The Spokesman-Review

Dr. Baxter, who tried to save JFK, dies at 75

Dallas Dr. Charles R. Baxter, one of the surgeons who tried to save President John F. Kennedy after he was shot, has died, a colleague said. He was 75.

The surgeon died Thursday of pneumonia at the University of Texas Southwestern Medical Center at Dallas, where he had been professor emeritus of surgery since 1993, said Dr. Robert Rege, chairman of surgery.

Baxter was the emergency room director at Parkland Memorial Hospital, where Kennedy was taken after being shot by Lee Harvey Oswald on Nov. 22, 1963.

“As soon as we realized we had nothing medical to do, we all backed off from the man with a reverence that one has for one’s president,” Baxter said in 1988. “And we did not continue to be doctors from that point on. We became citizens again, and there were probably more tears shed in that room than in the surrounding hundred miles.”

Baxter then operated on Texas Gov. John Connally, who was seriously wounded by Oswald.

Baxter also developed a formula for burn patients. He discovered that patients with large, severe burns need tremendous amounts of the fluid the first day of treatment, especially during the first eight hours of their ordeal.
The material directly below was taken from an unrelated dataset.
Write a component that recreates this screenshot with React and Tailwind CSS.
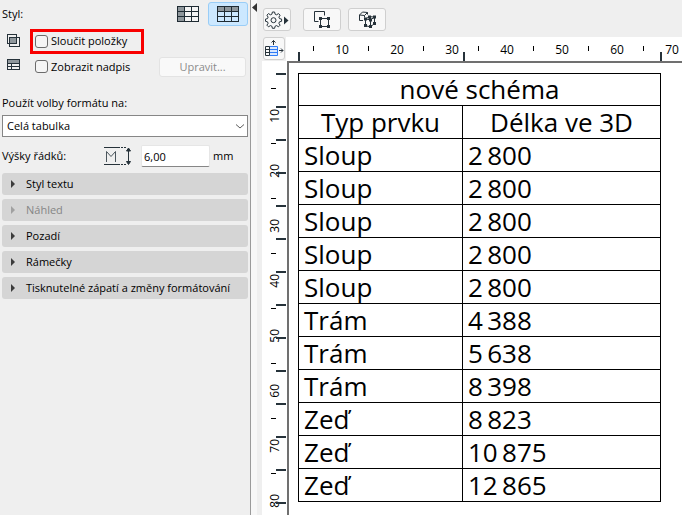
import { useState } from 'react'

const sections = [
  { label: 'Styl textu' },
  { label: 'Náhled', disabled: true },
  { label: 'Pozadí' },
  { label: 'Rámečky' },
  { label: 'Tisknutelné zápatí a změny formátování' },
]

const rows = [
  ['Sloup', '2\u2009800'],
  ['Sloup', '2\u2009800'],
  ['Sloup', '2\u2009800'],
  ['Sloup', '2\u2009800'],
  ['Sloup', '2\u2009800'],
  ['Trám', '4\u2009388'],
  ['Trám', '5\u2009638'],
  ['Trám', '8\u2009398'],
  ['Zeď', '8\u2009823'],
  ['Zeď', '10\u2009875'],
  ['Zeď', '12\u2009865'],
]

const toolButton =
  'flex h-[23px] items-center justify-center rounded-[3px] border border-[#cfcfcf] bg-[#f8f8f8]'

// table grid, the shaded part is either the first column or the header row
function GridIcon({ shade, fill }) {
  return (
    <svg width="22" height="16" viewBox="0 0 22 16" shapeRendering="crispEdges" aria-hidden="true">
      <rect width="22" height="16" fill={fill} />
      {shade === 'column' ? (
        <rect width="7" height="16" fill="#8f979c" />
      ) : (
        <rect width="22" height="5" fill="#8f979c" />
      )}
      <path
        d="M.5 .5h21v15h-21zM0 5.5h22M0 10.5h22M7.5 0v16M14.5 0v16"
        fill="none"
        stroke="#1f2b33"
      />
    </svg>
  )
}

function MergeIcon() {
  return (
    <svg width="13" height="13" viewBox="0 0 13 13" shapeRendering="crispEdges" aria-hidden="true">
      <rect x="3" y="3" width="7" height="7" fill="#8f979c" />
      <path d="M.5 .5h9v9h-9zM2.500 3.500h10v9h-10z" fill="none" stroke="#26323a" />
    </svg>
  )
}

function HeaderIcon() {
  return (
    <svg width="13" height="11" viewBox="0 0 13 11" shapeRendering="crispEdges" aria-hidden="true">
      <rect width="13" height="4" fill="#8f979c" />
      <path d="M.5 .5h12v10h-12zM0 4.500h13M0 7.500h13M4.500 4v7" fill="none" stroke="#26323a" />
    </svg>
  )
}

function RowHeightIcon() {
  return (
    <svg width="28" height="19" viewBox="0 0 28 19" fill="none" stroke="#26323a" aria-hidden="true">
      <path d="M0 .5h14M0 17.500h14" />
      <path d="M14 .5h8M14 17.500h8" strokeDasharray="2 1" />
      <path d="M2.500 15V4.500l4.500 5 4.500-5V15" stroke="#4a555c" />
      <path d="M24.500 2v15M22.500 4l2-3 2 3zM22.500 14.500l2 3 2-3z" fill="#26323a" />
    </svg>
  )
}

function GearIcon() {
  return (
    <svg width="24" height="18" viewBox="0 0 24 18" fill="none" stroke="#26323a" aria-hidden="true">
      <path d="M7.400 1h2.200l.5 2.200 1.500.6 1.900-1.200 1.600 1.600-1.200 1.900.6 1.500 2.100.5v2.200l-2.100.5-.6 1.500 1.200 1.900-1.600 1.600-1.900-1.200-1.500.6-.5 2.100H7.400l-.5-2.100-1.500-.6-1.900 1.200-1.600-1.600 1.200-1.900-.6-1.500-2-.5V8.100l2-.5.6-1.500-1.200-1.900 1.600-1.600 1.900 1.200 1.500-.6z" />
      <circle cx="8.500" cy="9.200" r="2.500" />
      <path d="M19 5.500v8l4.500-4z" fill="#26323a" stroke="none" />
    </svg>
  )
}

function SelectFrameIcon() {
  return (
    <svg width="18" height="18" viewBox="0 0 18 18" fill="none" stroke="#26323a" aria-hidden="true">
      <path d="M5.500 10.500h-4v-10h10v4" />
      <path d="M7.500 7.500h8v8h-8z" />
      <path d="M6 6h3v3H6zM14 6h3v3h-3zM6 14h3v3H6zM14 14h3v3h-3z" fill="#26323a" stroke="none" />
    </svg>
  )
}

function SelectCubeIcon() {
  return (
    <svg width="19" height="18" viewBox="0 0 19 18" fill="none" stroke="#26323a" aria-hidden="true">
      <path d="M5 9.500H1.500v-5.500l3-3 5 .5v2M1.500 4l5 .5 3-3M6.500 4.500v2" />
      <path d="M7.500 8l5 .8v7l-5-1zM7.500 8l4-2.500 5 .7-4 2.600M16.500 6.200v6.300l-4 3.300" />
      <path
        d="M6 6.500h3v3H6zM11 7.500h3v3h-3zM10 4.500h3v3h-3zM15 4.500h3v3h-3zM15 11h3v3h-3zM6 13h3v3H6zM11 14h3v3h-3z"
        fill="#26323a"
        stroke="none"
      />
    </svg>
  )
}

function TableFlowIcon() {
  return (
    <svg
      width="19"
      height="17"
      viewBox="0 0 19 17"
      fill="none"
      className="shrink-0"
      aria-hidden="true"
    >
      <path d="M4 6h8v10H4z" fill="#d9e8ff" />
      <path d="M4.500 6.500h8v9h-8M4 9.500h9M4 12.500h9" stroke="#2f7cf6" />
      <path d="M4.500 6.500h-4v9h4zM0 9.500h5M0 12.500h5" stroke="#26323a" />
      <path d="M8.500 5V.5M6.500 2.500l2-2 2 2M14 10.500h4M16 8.500l2 2-2 2" stroke="#26323a" />
    </svg>
  )
}

function SettingsPanel() {
  const [merge, setMerge] = useState(false)
  const [title, setTitle] = useState(false)

  return (
    <aside className="flex w-[251px] shrink-0 flex-col border-r border-[#9a9a9a] px-0.5 pt-0.5 text-[11px]">
      <div className="flex h-6 items-center">
        <span className="flex-1">Styl:</span>
        <button type="button" aria-label="Sloupce" className="flex h-6 w-10 items-center justify-center">
          <GridIcon shade="column" fill="#f4f4f4" />
        </button>
        <button
          type="button"
          aria-label="Tabulka"
          aria-pressed="true"
          className="flex h-6 w-10 items-center justify-center rounded-[3px] border border-[#99cdf7] bg-[#cce8ff]"
        >
          <GridIcon shade="row" fill="#cce8ff" />
        </button>
      </div>

      <div className="mt-[3px] flex h-6 items-center">
        <span className="flex w-7 pb-0.5 pl-[5px]">
          <MergeIcon />
        </span>
        <label className="flex h-[25px] w-[114px] items-center gap-[3px] border-[3px] border-[#f80000] pl-0.5">
          <input
            type="checkbox"
            checked={merge}
            onChange={(e) => setMerge(e.target.checked)}
            className="size-[13px] appearance-none rounded-[3px] border border-[#6b6b6b] bg-[#f5f5f5] checked:bg-[#0067c0]"
          />
          Sloučit položky
        </label>
      </div>

      <div className="mt-[3px] flex h-[21px] items-center">
        <span className="flex w-7 pb-1 pl-[5px]">
          <HeaderIcon />
        </span>
        <label className="flex flex-1 items-center gap-[3px] pl-[5px]">
          <input
            type="checkbox"
            checked={title}
            onChange={(e) => setTitle(e.target.checked)}
            className="size-[13px] appearance-none rounded-[3px] border border-[#6b6b6b] bg-[#f5f5f5] checked:bg-[#0067c0]"
          />
          Zobrazit nadpis
        </label>
        <button
          type="button"
          disabled
          className="mr-0.5 h-5 w-[87px] rounded-[3px] border border-[#e3e3e3] bg-[#f9f9f9] leading-4 text-[#8c8c8c]"
        >
          Upravit...
        </button>
      </div>

      <label htmlFor="scope" className="mt-4 leading-5">
        Použít volby formátu na:
      </label>
      <div className="mt-0.5 grid">
        <select
          id="scope"
          className="col-start-1 row-start-1 h-[22px] appearance-none border border-[#868686] bg-white pl-1"
        >
          <option>Celá tabulka</option>
          <option>Záhlaví</option>
        </select>
        <svg
          width="8"
          height="5"
          viewBox="0 0 8 5"
          className="pointer-events-none col-start-1 row-start-1 mr-1 self-center justify-self-end"
          fill="none"
          stroke="#5c5c5c"
          aria-hidden="true"
        >
          <path d="M0 .5l4 3.500 4-3.500" />
        </svg>
      </div>

      <div className="mt-2 flex h-[22px] items-center">
        <label htmlFor="row-height" className="w-[102px]">
          Výšky řádků:
        </label>
        <RowHeightIcon />
        <input
          id="row-height"
          type="text"
          defaultValue="6,00"
          className="ml-[9px] h-[22px] w-[69px] rounded-xs border border-[#e6e6e6] border-b-[#868686] bg-white px-0.5"
        />
        <span className="ml-[3px]">mm</span>
      </div>

      <div className="mt-1.5 flex flex-col gap-1">
        {sections.map(({ label, disabled }) => (
          <button
            key={label}
            type="button"
            disabled={disabled}
            className="flex h-[22px] items-center rounded-[3px] bg-[#d5d5d5] pl-[9px] text-left whitespace-nowrap text-black disabled:text-[#858585]"
          >
            <svg
              width="4"
              height="8"
              viewBox="0 0 4 8"
              className={disabled ? 'mr-[11px] text-[#a0a0a0]' : 'mr-[11px] text-[#3c3c3c]'}
              aria-hidden="true"
            >
              <path d="M0 0v8l4-4z" fill="currentColor" />
            </svg>
            {label}
          </button>
        ))}
      </div>
    </aside>
  )
}

function Toolbar() {
  return (
    <div className="flex h-[37px] pt-2 pl-px">
      <button type="button" aria-label="Nastavení" className={`${toolButton} w-[28px]`}>
        <GearIcon />
      </button>
      <button type="button" aria-label="Vybrat" className={`${toolButton} ml-3 w-[38px]`}>
        <SelectFrameIcon />
      </button>
      <button type="button" aria-label="Vybrat ve 3D" className={`${toolButton} ml-[7px] w-[38px]`}>
        <SelectCubeIcon />
      </button>
    </div>
  )
}

function TopRuler() {
  return (
    <div className="relative h-6 flex-1 overflow-hidden bg-white">
      <div className="flex h-full pl-[27px]">
        {[10, 20, 30, 40, 50, 60, 70].map((n) => (
          <div key={n} className="flex w-[55px] shrink-0">
            <span className="mt-[9px] h-[5px] w-px bg-black" />
            <span className="mt-1 flex-1 pl-0.5 text-center leading-[18px]">{n}</span>
          </div>
        ))}
      </div>
      {/* column boundaries */}
      <div className="absolute bottom-0 left-3 flex">
        <span className="h-[9px] w-0.5 bg-[#26323a]" />
        <span className="ml-[163px] h-[9px] w-0.5 bg-[#26323a]" />
        <span className="ml-[195px] h-[9px] w-0.5 bg-[#26323a]" />
      </div>
    </div>
  )
}

function SideRuler() {
  return (
    <div className="relative w-[25px] shrink-0 bg-white">
      <div className="flex flex-col pt-[27px]">
        {[10, 20, 30, 40, 50, 60, 70, 80].map((n) => (
          <div key={n} className="flex h-[55px] flex-col pl-[9px]">
            <span className="h-px w-[5px] bg-black" />
            <span className="mt-5 w-2 rotate-180 text-center leading-2 [writing-mode:vertical-rl]">
              {n}
            </span>
          </div>
        ))}
      </div>
      {/* row boundaries */}
      <div className="absolute top-3 right-px flex flex-col gap-[31px]">
        {Array.from({ length: 14 }, (_, i) => (
          <span key={i} className="h-0.5 w-2.5 bg-[#26323a]" />
        ))}
      </div>
    </div>
  )
}

function ScheduleTable() {
  return (
    <table className="w-full table-fixed border-collapse text-[26px] leading-8 text-black">
      <colgroup>
        <col className="w-[164px]" />
        <col />
      </colgroup>
      <thead>
        <tr>
          <th colSpan={2} className="border border-black p-0 leading-[31px] font-normal">
            nové schéma
          </th>
        </tr>
        <tr>
          <th className="border border-black p-0 font-normal">Typ prvku</th>
          <th className="border border-black p-0 font-normal">Délka ve 3D</th>
        </tr>
      </thead>
      <tbody>
        {rows.map(([type, length], i) => (
          <tr key={i}>
            <td className="border border-black py-0 pr-0 pl-[5px]">{type}</td>
            <td className="border border-black py-0 pr-0 pl-[5px]">{length}</td>
          </tr>
        ))}
      </tbody>
    </table>
  )
}

export default function App() {
  return (
    <div className="flex min-h-screen bg-[#efefef] font-['Open_Sans','Noto_Sans',sans-serif] text-[12px] leading-4 text-black">
      <SettingsPanel />
      <button
        type="button"
        aria-label="Sbalit panel"
        className="flex w-1.5 shrink-0 items-start justify-end bg-[#f7f7f7] pt-[3px]"
      >
        <svg width="5" height="9" viewBox="0 0 5 9" aria-hidden="true">
          <path d="M5 0v9L0 4.500z" fill="#333" />
        </svg>
      </button>
      <main className="flex min-w-0 flex-1 flex-col pl-[5px]">
        <Toolbar />
        <div className="flex">
          <div className="w-6 pl-px">
            <button type="button" aria-label="Směr tabulky" className={`${toolButton} w-[22px]`}>
              <TableFlowIcon />
            </button>
          </div>
          <TopRuler />
        </div>
        <div className="flex flex-1">
          <SideRuler />
          <div className="flex-1 border-t-2 border-l-2 border-[#707070] bg-white pt-2.5 pr-[21px] pl-[9px]">
            <ScheduleTable />
          </div>
        </div>
      </main>
    </div>
  )
}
He also also founded a tissue bank at Parkland hospital to provide skin grafts for burn patients.

Austria’s last pro whistler dead at 80

Vienna, Austria Jeanette Schmid, Austria’s last professional whistler, who once shared a stage with Frank Sinatra, has died of the flu at age 80, a newspaper reported Thursday.

Schmid, better known as Baroness Lips von Lipstrill, died in her Vienna apartment, the newspaper Kurier reported. The report did not specify when she died.

Schmid, born as a man in what now is the Czech Republic, underwent a gender change in 1964 in Cairo, where she lived for 15 years.

She embarked on a whistling career during a visit to Tehran to perform for the shah of Iran. Her costume as a dancer was deemed too skimpy, so she whistled a Johann Strauss Jr. polka instead.

She whistled on stage with Sinatra, Marlene Dietrich and Edith Piaf, and she continued performing even in recent years.

“I’ll whistle through life until I die,” she was quoted as saying.

Schmid was a popular performer on cruises, where she delighted audiences by hitting the high C.

Waikiki band leader Martin Denny dies

Honolulu Musician Martin Denny, known for creating a unique genre of pop music that enjoyed a renewed popularity with lounge music and tiki culture, died March 2, his daughter said. He was 93.

Denny created a sound that he described as a fusion of Asian, South Pacific, American jazz, Latin American and classical. He was best known for his song and album entitled “Quiet Village.”

Born in 1911 in New York City, Denny studied piano as a child, and as a young man toured South America with a six-piece band, picking up the Latin elements that would later influence his sound.

During the 1950s and ‘60s, Denny was a fixture in Waikiki, playing the old Shell Bar at the Kaiser Hawaiian Village Hotel and Don the Beachcomber’s, which later became Duke Kahanamoku’s in the International Market Place.

His music was rediscovered by a new generation of fans in the 1990s, when most of his early catalog was reissued on CD.